*WHAT THE TASK REQUIRES*. Return the listing below exactly, with the pictures dropped.

*DATA SECTION*.
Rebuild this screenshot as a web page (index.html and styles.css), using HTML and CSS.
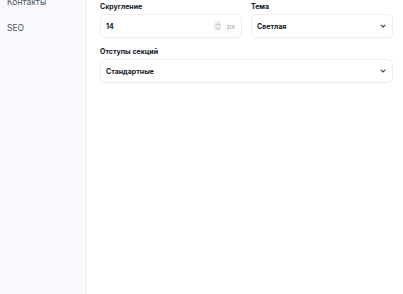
FILE: index.html
```html
<!DOCTYPE html>
<html lang="ru">
<head>
<meta charset="utf-8">
<link rel="stylesheet" href="styles.css">
</head>
<body>
<div class="layout">
  <aside class="sidebar">
    <ul class="nav">
      <li class="nav-item">Контакты</li>
      <li class="nav-item">SEO</li>
    </ul>
  </aside>
  <main class="main">
    <div class="grid">
      <div class="field">
        <label class="label">Скругление</label>
        <div class="control">
          <span class="value">14</span>
          <span class="spin">
            <svg width="6" height="9" viewBox="0 0 6 9"><path d="M1 3.5 L3 1.5 L5 3.5 M1 5.5 L3 7.5 L5 5.5" fill="none" stroke="#9ca3af" stroke-width="0.9"/></svg>
          </span>
          <span class="unit">px</span>
        </div>
      </div>
      <div class="field">
        <label class="label">Тема</label>
        <div class="control">
          <span class="value">Светлая</span>
          <svg class="chev" width="6" height="4" viewBox="0 0 6 4"><path d="M0.8 0.8 L3 3 L5.2 0.8" fill="none" stroke="#374151" stroke-width="1.1"/></svg>
        </div>
      </div>
      <div class="field wide">
        <label class="label">Отступы секций</label>
        <div class="control">
          <span class="value">Стандартные</span>
          <svg class="chev" width="6" height="4" viewBox="0 0 6 4"><path d="M0.8 0.8 L3 3 L5.2 0.8" fill="none" stroke="#374151" stroke-width="1.1"/></svg>
        </div>
      </div>
    </div>
  </main>
</div>
</body>
</html>
```
FILE: styles.css
```css
* { box-sizing: border-box; }
html, body { margin: 0; padding: 0; background: #fff; }
body {
  font-family: "Inter", "Noto Sans", sans-serif;
  color: #111827;
  width: 403px;
  height: 294px;
  overflow: hidden;
}
.layout {
  display: flex;
  height: 294px;
}
.sidebar {
  width: 87px;
  flex: none;
  background: #f8f9fc;
  border-right: 1px solid #eceef3;
}
.nav {
  list-style: none;
  margin: -4px 0 0 0;
  padding: 0 0 0 7px;
  display: flex;
  flex-direction: column;
  gap: 13px;
}
.nav-item {
  font-size: 8.5px;
  line-height: 13px;
  color: #4b5563;
}
.main {
  flex: 1;
  padding: 3px 10px 0 13px;
}
.grid {
  display: grid;
  grid-template-columns: 1fr 1fr;
  column-gap: 9px;
  row-gap: 10px;
}
.wide { grid-column: 1 / 3; }
.field {
  display: flex;
  flex-direction: column;
  gap: 3px;
}
.label {
  font-size: 7px;
  font-weight: 700;
  line-height: 8px;
  color: #111827;
}
.control {
  height: 24px;
  border: 1px solid #eceef2;
  border-radius: 5px;
  display: flex;
  align-items: center;
  padding: 0 6px 0 5px;
  font-size: 7px;
  font-weight: 700;
  color: #111827;
  box-shadow: 0 1px 1px rgba(0,0,0,0.02);
}
.value { flex: 1; }
.spin {
  display: flex;
  align-items: center;
  justify-content: center;
  width: 7px;
  height: 10px;
  background: #eef0f3;
  border-radius: 1px;
  margin-right: 6px;
}
.unit {
  font-size: 7px;
  font-weight: 400;
  color: #9ca3af;
}
.chev { flex: none; }
```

*WRITTEN SOLUTION*.
Rebuild this screenshot as a web page (index.html and styles.css), using HTML and CSS.
FILE: index.html
```html
<!DOCTYPE html>
<html lang="ru">
<head>
<meta charset="utf-8">
<link rel="stylesheet" href="styles.css">
</head>
<body>
<div class="layout">
  <aside class="sidebar">
    <ul class="nav">
      <li class="nav-item">Контакты</li>
      <li class="nav-item">SEO</li>
    </ul>
  </aside>
  <main class="main">
    <div class="grid">
      <div class="field">
        <label class="label">Скругление</label>
        <div class="control">
          <span class="value">14</span>
          <span class="spin">
            <svg width="6" height="9" viewBox="0 0 6 9"><path d="M1 3.5 L3 1.5 L5 3.5 M1 5.5 L3 7.5 L5 5.5" fill="none" stroke="#9ca3af" stroke-width="0.9"/></svg>
          </span>
          <span class="unit">px</span>
        </div>
      </div>
      <div class="field">
        <label class="label">Тема</label>
        <div class="control">
          <span class="value">Светлая</span>
          <svg class="chev" width="6" height="4" viewBox="0 0 6 4"><path d="M0.8 0.8 L3 3 L5.2 0.8" fill="none" stroke="#374151" stroke-width="1.1"/></svg>
        </div>
      </div>
      <div class="field wide">
        <label class="label">Отступы секций</label>
        <div class="control">
          <span class="value">Стандартные</span>
          <svg class="chev" width="6" height="4" viewBox="0 0 6 4"><path d="M0.8 0.8 L3 3 L5.2 0.8" fill="none" stroke="#374151" stroke-width="1.1"/></svg>
        </div>
      </div>
    </div>
  </main>
</div>
</body>
</html>
```
FILE: styles.css
```css
* { box-sizing: border-box; }
html, body { margin: 0; padding: 0; background: #fff; }
body {
  font-family: "Inter", "Noto Sans", sans-serif;
  color: #111827;
  width: 403px;
  height: 294px;
  overflow: hidden;
}
.layout {
  display: flex;
  height: 294px;
}
.sidebar {
  width: 87px;
  flex: none;
  background: #f8f9fc;
  border-right: 1px solid #eceef3;
}
.nav {
  list-style: none;
  margin: -4px 0 0 0;
  padding: 0 0 0 7px;
  display: flex;
  flex-direction: column;
  gap: 13px;
}
.nav-item {
  font-size: 8.5px;
  line-height: 13px;
  color: #4b5563;
}
.main {
  flex: 1;
  padding: 3px 10px 0 13px;
}
.grid {
  display: grid;
  grid-template-columns: 1fr 1fr;
  column-gap: 9px;
  row-gap: 10px;
}
.wide { grid-column: 1 / 3; }
.field {
  display: flex;
  flex-direction: column;
  gap: 3px;
}
.label {
  font-size: 7px;
  font-weight: 700;
  line-height: 8px;
  color: #111827;
}
.control {
  height: 24px;
  border: 1px solid #eceef2;
  border-radius: 5px;
  display: flex;
  align-items: center;
  padding: 0 6px 0 5px;
  font-size: 7px;
  font-weight: 700;
  color: #111827;
  box-shadow: 0 1px 1px rgba(0,0,0,0.02);
}
.value { flex: 1; }
.spin {
  display: flex;
  align-items: center;
  justify-content: center;
  width: 7px;
  height: 10px;
  background: #eef0f3;
  border-radius: 1px;
  margin-right: 6px;
}
.unit {
  font-size: 7px;
  font-weight: 400;
  color: #9ca3af;
}
.chev { flex: none; }
```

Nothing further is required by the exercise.